Each year in mid July I enter the Blackburn Challenge 20-miler around Cape Ann in Gloucester, Massachusetts (my 16th consecutive race this year in my solo outrigger canoe), but I can hardly wait to do my solo canoe camping trip somewhere along the Atlantic shores.
Four days after the always rough and tiring 4-hour race, I was all packed up and off to Frazer Point park on the Schoodic Peninsula for an early morning put-in on July 26. Unfortunately the tide was dead low, but I was able to “wheelie” my boat with most of my packs in it down to the water’s edge. I had studied the tides in advance for each day I was going to be on the water and had carefully planned my put-ins and take-outs. Ten feet of tide are significant, which for most of my chosen overnight spots meant that I either could not land because of the surrounding extensive mudflats and seaweed-covered rocks, or take off the next morning. This is how it worked out.
Rounding Frenchman Bay
Day one took me nicely with the flood tide, counter clockwise around the outer perimeter of Frenchman Bay, behind Ironbound, Jordan, Stave, Calf and Preble Island to Sorrento Harbor.

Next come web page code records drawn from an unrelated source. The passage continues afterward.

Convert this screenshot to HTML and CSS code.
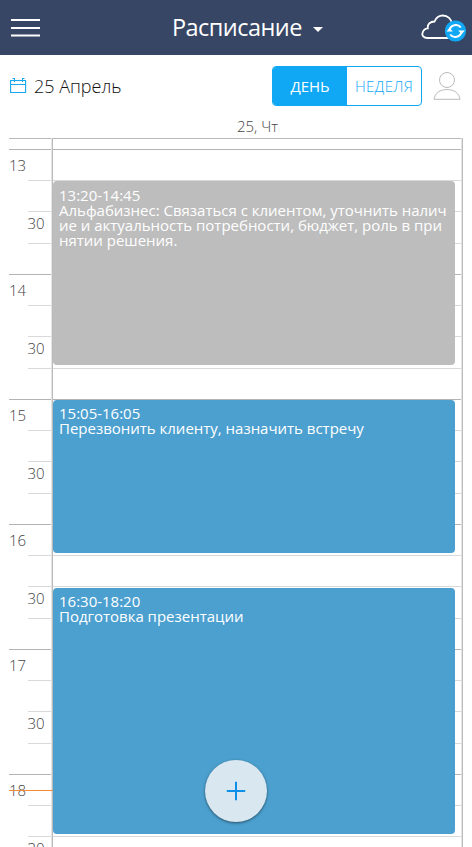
FILE: index.html
```html
<!DOCTYPE html>
<html lang="ru">
<head>
<meta charset="utf-8">
<title>Расписание</title>
<link rel="stylesheet" href="styles.css">
</head>
<body>
<header class="topbar">
  <svg class="menu" width="30" height="20" viewBox="0 0 30 20"><path d="M0 2h29M0 10h29M0 17.500h29" stroke="#fff" stroke-width="2"/></svg>
  <h1 class="title"><span class="name">Расписание</span><span class="caret"></span></h1>
  <svg class="cloud" width="46" height="30" viewBox="0 0 46 30">
    <path d="M31 25H6.500C2.500 25 .8 22.500 1.500 20c.6-2.500 2.500-4.500 5.300-4.700C6.300 11.500 9 8.500 13.500 8.500c1.500-3.500 4.500-6 8.300-6 5 0 8.700 3.500 9.200 8.500" fill="none" stroke="#fff" stroke-width="1.800"/>
    <circle cx="34.500" cy="18" r="10.600" fill="#10a8f5"/>
    <path d="M28.500 17c1-5 8-7 11.300-2.500M40.500 19c-1 5-8 7-11.300 2.500" fill="none" stroke="#fff" stroke-width="2"/>
    <path d="M25.500 18.500l3-3.800 3.300 3.800zM37.200 17.500h6.600L40.500 21.300z" fill="#fff"/>
  </svg>
</header>
<div class="toolbar">
  <svg class="calendar" width="17" height="16" viewBox="0 0 17 16"><path d="M.6 2.500h15v12H.6zM.6 6.500h15M4.500 0v4M12.500 0v4M2.500.5h2M12.500.5h2" fill="none" stroke="#18a8f0" stroke-width="1.100"/></svg>
  <span class="date">25 Апрель</span>
  <div class="switch"><span class="tab active">ДЕНЬ</span><span class="tab">НЕДЕЛЯ</span></div>
  <svg class="person" width="28" height="29" viewBox="0 0 28 29"><circle cx="14" cy="8" r="7.500" fill="none" stroke="#bbb"/><path d="M1 27.300C2 21 7 17.500 14 17.500S26 21 27 27.300z" fill="none" stroke="#bbb"/></svg>
</div>
<div class="day-name">25, Чт</div>
<main class="schedule">
  <div class="allday"></div>
  <div class="hours">
    <div class="hour"><span class="h">13</span><span class="m">30</span><i></i><i></i><i></i><i></i><b></b><b></b><b></b><b></b></div>
    <div class="hour"><span class="h">14</span><span class="m">30</span><i></i><i></i><i></i><i></i><b></b><b></b><b></b><b></b></div>
    <div class="hour"><span class="h">15</span><span class="m">30</span><i></i><i></i><i></i><i></i><b></b><b></b><b></b><b></b></div>
    <div class="hour"><span class="h">16</span><span class="m">30</span><i></i><i></i><i></i><i></i><b></b><b></b><b></b><b></b></div>
    <div class="hour"><span class="h">17</span><span class="m">30</span><i></i><i></i><i></i><i></i><b></b><b></b><b></b><b></b></div>
    <div class="hour"><span class="h">18</span><span class="m">30</span><i></i><i></i><i></i><i></i><b></b><b></b><b></b><b></b></div>
  </div>
  <article class="event e1 done">13:20-14:45<br>Альфабизнес: Связаться с клиентом, уточнить наличие и актуальность потребности, бюджет, роль в принятии решения.</article>
  <article class="event e2">15:05-16:05<br>Перезвонить клиенту, назначить встречу</article>
  <article class="event e3">16:30-18:20<br>Подготовка презентации</article>
  <div class="now"></div>
</main>
<button class="add"><svg width="20" height="20" viewBox="0 0 20 20"><path d="M10 .8v18.400M.8 10h18.400" stroke="#0e90e8" stroke-width="2"/></svg></button>
</body>
</html>
```
FILE: styles.css
```css
* { box-sizing: border-box; }
body { margin: 0; height: 847px; overflow: hidden; position: relative; background: #fff; font-family: "Open Sans", sans-serif; }
svg { display: block; flex: none; }
.topbar { height: 55px; display: grid; grid-template-columns: 60px 1fr 60px; align-items: center; background: #374665; }
.menu { margin-left: 11px; }
.title { margin: 0; padding-left: 112px; display: flex; align-items: center; color: #fff; font-size: 23.5px; font-weight: 400; line-height: 55px; }
.name { letter-spacing: -.55px; width: 130px; white-space: nowrap; }
.caret { margin: 4px 0 0 11px; border: 5px solid transparent; border-top-color: #fff; border-bottom: 0; }
.cloud { margin-left: 9px; }
.toolbar { height: 62px; display: flex; align-items: center; padding: 0 11px 0 10px; }
.date { margin-left: 7px; font-size: 18px; font-weight: 300; color: #111; flex: 1; }
.switch { display: flex; width: 150px; height: 40px; border: 1px solid #10a8f5; border-radius: 4px; overflow: hidden; }
.tab { flex: 1; text-align: center; line-height: 39px; font-size: 15px; color: #10a8f5; font-weight: 300; letter-spacing: .3px; }
.active { background: #10a8f5; color: #fff; font-weight: 400; letter-spacing: 0; }
.person { margin-left: 11px; }
.day-name { height: 21px; margin: 0 9px 0 52px; text-align: center; font-size: 15px; line-height: 18px; font-weight: 300; color: #444; }
.schedule { position: relative; height: 709px; margin: 0 9px; overflow: hidden; }
.schedule::before, .schedule::after { content: ""; position: absolute; top: 0; bottom: 0; left: 42px; width: 1px; background: #bbb; background-clip: padding-box; border-left: 1px solid #e4e4e4; }
.schedule::after { left: auto; right: 0; }
.allday { height: 11px; border-top: 1px solid #b9b9b9; }
.hour { height: 125px; display: grid; grid-template: 31px 31px 32px 31px / 19px 24px 1fr; }
.hour i, .hour b { border-top: 1px solid #d9d9d9; }
.hour i { grid-column: 2; margin-right: 1px; }
.hour b { grid-column: 3; }
.hour i:nth-of-type(1), .hour b:nth-of-type(1) { grid-row: 1; border-color: #b4b4b4; }
.hour i:nth-of-type(1) { grid-column: 1 / 3; }
.hour i:nth-of-type(2), .hour b:nth-of-type(2) { grid-row: 2; }
.hour i:nth-of-type(3), .hour b:nth-of-type(3) { grid-row: 3; }
.hour i:nth-of-type(4), .hour b:nth-of-type(4) { grid-row: 4; }
.h, .m { font-size: 15px; font-weight: 300; line-height: 20px; color: #444; white-space: nowrap; }
.h { grid-area: 1 / 1; padding-top: 6px; }
.m { grid-area: 3 / 2; padding-top: 2px; margin-left: -.5px; }
.event { position: absolute; left: 44px; width: 402px; padding: 7px 6px; border-radius: 4px; background: #4ca0cf; color: #fff; font-size: 15px; line-height: 15px; letter-spacing: -.01px; word-break: break-all; z-index: 1; }
.done { background: #bdbdbd; }
.e1 { top: 43px; height: 184px; }
.e2 { top: 262px; height: 153px; padding-top: 6px; }
.e3 { top: 450px; height: 246px; padding-top: 6px; }
.now { position: absolute; left: 0; top: 652px; width: 44px; height: 1px; background: #f58a35; z-index: 2; }
.add { position: absolute; left: 205px; top: 760px; z-index: 3; width: 62px; height: 62px; padding: 0; display: grid; place-items: center; border: 0; border-radius: 50%; background: #d8e7f0; box-shadow: 0 1px 3px rgba(0,0,0,.5); }
```
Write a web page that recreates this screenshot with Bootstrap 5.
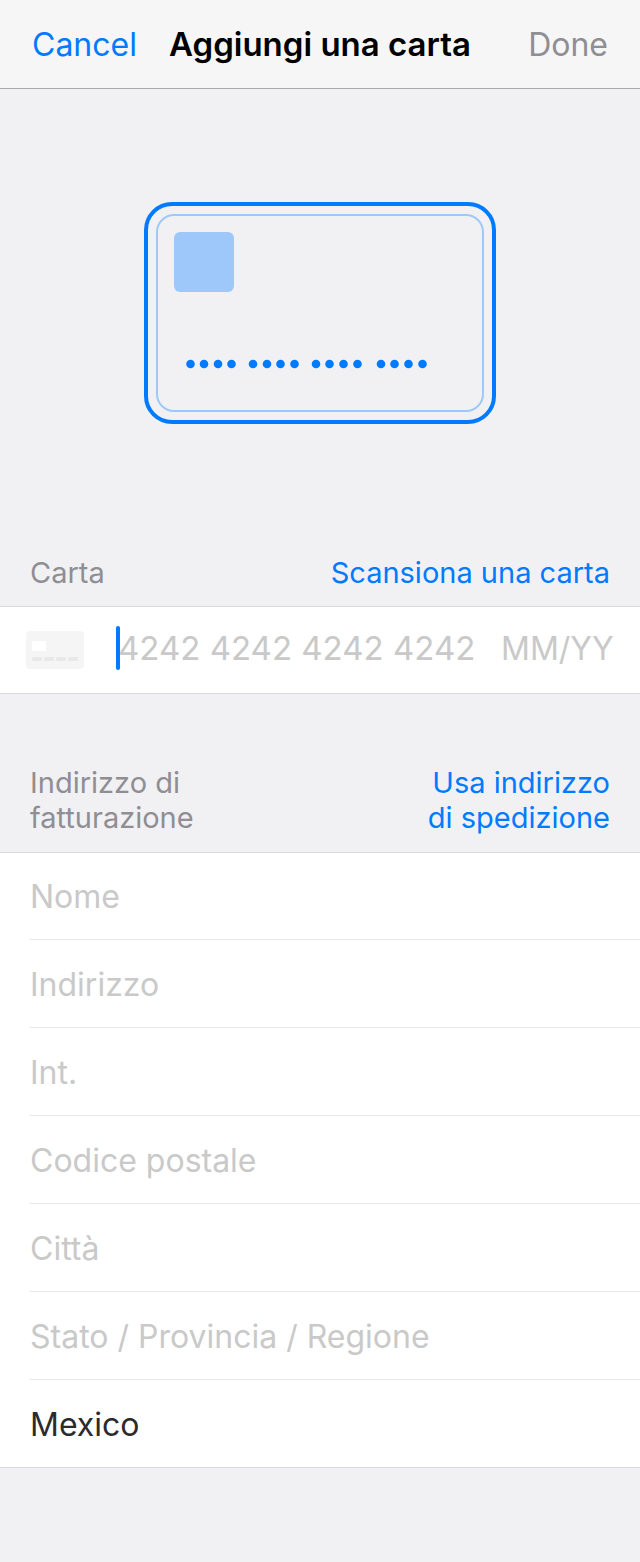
<!DOCTYPE html>
<html lang="it">
<head>
<meta charset="utf-8">
<meta name="viewport" content="width=device-width, initial-scale=1">
<title>Aggiungi una carta</title>
<link href="https://cdn.jsdelivr.net/npm/bootstrap@5.3.0/dist/css/bootstrap.min.css" rel="stylesheet">
<style>
  :root { --tint: #007aff; --muted: #8e8e93; --hint: #c9c9c9; --line: #d9d9dc; }
  body { background: #f1f1f4; font-family: Inter, "Liberation Sans", sans-serif; color: #2b2b2d; font-size: 32px; line-height: 40px; }
  .top-bar { background: #f6f6f6; border-bottom: 1px solid #a9a9ab; padding: 24px 32px; }
  .top-bar h1 { font-size: 33px; line-height: 40px; font-weight: 600; color: #000; }
  .bar-side { flex: 1 1 0; }
  .bar-btn { font-size: 32px; line-height: 38px; padding: 2px 0 0; color: var(--tint); }
  .bar-btn:disabled { color: var(--muted); opacity: 1; }
  .hero { padding: 113px 0 131px; }
  .section-head { padding: 0 30px 16px; font-size: 29px; line-height: 35px; gap: 30px; }
  .section-head h2 { font-size: 29px; line-height: 35px; font-weight: 400; color: var(--muted); }
  .section-head a { color: var(--tint); }
  .group { background: #fff; border-bottom: 1px solid var(--line); border-top: 1px solid var(--line); }
  .field { background: transparent; border: 0; border-radius: 0; outline: 0; padding: 0; min-width: 0; width: 100%; height: 86px; color: inherit; appearance: none; }
  .field::placeholder { color: var(--hint); opacity: 1; }
  .card-line { padding: 0 26px; }
  .number-wrap { margin-left: 34px; font-size: 33px; }
  .number-wrap .field, .expiry { padding-bottom: 4px; }
  .expiry { width: 113px; }
  .text-caret { width: 4px; height: 44px; left: -2px; top: 19px; border-radius: 2px; background: var(--tint); }
  .address-head { padding-top: 71px; padding-bottom: 17px; }
  .field-row { margin-left: 30px; }
  .field-row + .field-row { border-top: 1px solid #e8e8ea; }
  .field-row + .field-row .field { height: 87px; padding-top: 2px; }
</style>
</head>
<body>
<header class="top-bar d-flex align-items-center">
  <div class="bar-side d-flex"><button type="button" class="bar-btn btn border-0">Cancel</button></div>
  <h1 class="m-0 text-nowrap">Aggiungi una carta</h1>
  <div class="bar-side d-flex justify-content-end"><button type="button" class="bar-btn btn border-0" disabled>Done</button></div>
</header>
<main>
  <div class="hero d-flex justify-content-center">
    <svg width="352" height="222" viewBox="0 0 352 222" fill="none" aria-hidden="true">
      <rect x="2" y="2" width="348" height="218" rx="26" stroke="#007aff" stroke-width="4"/>
      <rect x="13" y="13" width="326" height="196" rx="17" stroke="#9ec8fa" stroke-width="2"/>
      <rect x="30" y="30" width="60" height="60" rx="6" fill="#9ec8fa"/>
      <g fill="#007aff">
        <circle cx="46.5" cy="162" r="4.3"/><circle cx="60" cy="162" r="4.3"/><circle cx="74" cy="162" r="4.3"/><circle cx="87.5" cy="162" r="4.3"/>
        <circle cx="109" cy="162" r="4.3"/><circle cx="123" cy="162" r="4.3"/><circle cx="136.5" cy="162" r="4.3"/><circle cx="150.5" cy="162" r="4.3"/>
        <circle cx="172" cy="162" r="4.3"/><circle cx="185.5" cy="162" r="4.3"/><circle cx="199.5" cy="162" r="4.3"/><circle cx="213.5" cy="162" r="4.3"/>
        <circle cx="237" cy="162" r="4.3"/><circle cx="250.5" cy="162" r="4.3"/><circle cx="264.5" cy="162" r="4.3"/><circle cx="278.5" cy="162" r="4.3"/>
      </g>
    </svg>
  </div>

  <section>
    <div class="section-head d-flex justify-content-between">
      <h2 class="m-0">Carta</h2>
      <a href="#" class="text-decoration-none text-end">Scansiona una carta</a>
    </div>
    <div class="group card-line d-flex align-items-center">
      <svg class="flex-shrink-0" width="58" height="38" viewBox="0 0 58 38" aria-hidden="true">
        <rect width="58" height="38" rx="4" fill="#f5f5f5"/>
        <rect x="6" y="10" width="14" height="10" rx="1" fill="#fff"/>
        <g fill="#e8e8e8"><rect x="6" y="26" width="10" height="4" rx="1.5"/><rect x="18" y="26" width="10" height="4" rx="1.5"/><rect x="30" y="26" width="10" height="4" rx="1.5"/><rect x="42" y="26" width="10" height="4" rx="1.5"/></g>
      </svg>
      <div class="number-wrap position-relative flex-grow-1">
        <input class="field d-block" type="text" inputmode="numeric" placeholder="4242 4242 4242 4242" aria-label="Numero della carta">
        <span class="text-caret position-absolute"></span>
      </div>
      <input class="field expiry flex-shrink-0" type="text" inputmode="numeric" placeholder="MM/YY" aria-label="Scadenza">
    </div>
  </section>

  <section>
    <div class="section-head address-head d-flex justify-content-between">
      <h2 class="m-0">Indirizzo di<br>fatturazione</h2>
      <a href="#" class="text-decoration-none text-end">Usa indirizzo<br>di spedizione</a>
    </div>
    <div class="group">
      <div class="field-row"><input class="field d-block" type="text" placeholder="Nome" aria-label="Nome"></div>
      <div class="field-row"><input class="field d-block" type="text" placeholder="Indirizzo" aria-label="Indirizzo"></div>
      <div class="field-row"><input class="field d-block" type="text" placeholder="Int." aria-label="Interno"></div>
      <div class="field-row"><input class="field d-block" type="text" placeholder="Codice postale" aria-label="Codice postale"></div>
      <div class="field-row"><input class="field d-block" type="text" placeholder="Città" aria-label="Città"></div>
      <div class="field-row"><input class="field d-block" type="text" placeholder="Stato / Provincia / Regione" aria-label="Stato, provincia o regione"></div>
      <div class="field-row"><select class="field d-block" aria-label="Paese"><option>Mexico</option></select></div>
    </div>
  </section>
</main>
<script src="https://cdn.jsdelivr.net/npm/bootstrap@5.3.0/dist/js/bootstrap.bundle.min.js"></script>
</body>
</html>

A granola bar, a carrot and a small dish of applesauce were my lunch, washed down with plenty of water. The day had turned hot, and the wind was piping up from the south southwest across the wide open bay. The air was crystal clear and the distant MDI mountain range stood out from the horizon as a stunning inky blue toothy line – just what I had hoped it would do. I had to take a picture of it, with Dram Island in the foreground, to give it the proper depth of perspective.
However, I could not linger long. Waves were beginning to break everywhere. The bay suddenly turned white, and my trip across to Hancock Point was getting very sporty. My weather radio spoke of 20-25 knot winds. It was there that I met another paddler – not a good place to stop and chat, I thought, but quickly learned he was heading for Lamoine Beach, while I was going a bit deeper into the bay to Marlboro Beach. However, he recognized me in my unique Verlen Kruger sea canoe and maybe by my still slight German accent, and was delighted to see me. “Nice to meet you, Reinhard,” he shouted in my direction as we got separated, dancing the by-now-significant waves. He looked like a confident paddler, and I was sure he would make it fine to his destination. I had enough to do to stay upright myself.
I had hoped to land for the night at the only deep-water spot along the north shore of Marlboro Beach, but had no luck. There were only private places, mostly with a very steep shoreline. So I went deeper into the bay, knowing that tomorrow morning would be very difficult to get off. My chart showed that almost the entire bay runs dry. Well, that was too bad now! I had to land somewhere. High tide made that very easy. I found a small pebble beach just big enough for my tent. The next high tide at 2:00 am, though, would be very close, I figured, and it was – 2 feet from my tent door.
But right now I enjoyed the high water, went swimming, did some writing and reading, pressed my SPOT locator beacon, as well as phoned Nancy on my satellite phone at 5:00 pm. The trip had begun, and as usual, it is never easy. I had to be sharp and work for it. Coffee and cocoa tasted good, though.
Into Blue Hill Bay
Low tide was at 8:42 this morning, and there was no way to get off my little sand/gravel spit before that. I figured I might be able to float off farther down my beach two hours after low, and I did. Fog and light rain changed to an overcast sky, which eventually cleared somewhat. The wind started light, 5-10 knots from the southwest, but increased by the hour. Today would take me to the only bridge onto MDI. This big significant island, including Acadia National Park, is visited yearly by at least four million tourists. In 2016 the Park was especially busy, as it was celebrating its 100th birthday. This two-lane bridge is a real bottleneck for cars, trucks and RVs, but of course not for me in my canoe. It is a fixed bridge, allowing even small motorboats to pass under. The most important thing again is figuring the tide right: it floods very hard east to west, into Blue Hill Bay.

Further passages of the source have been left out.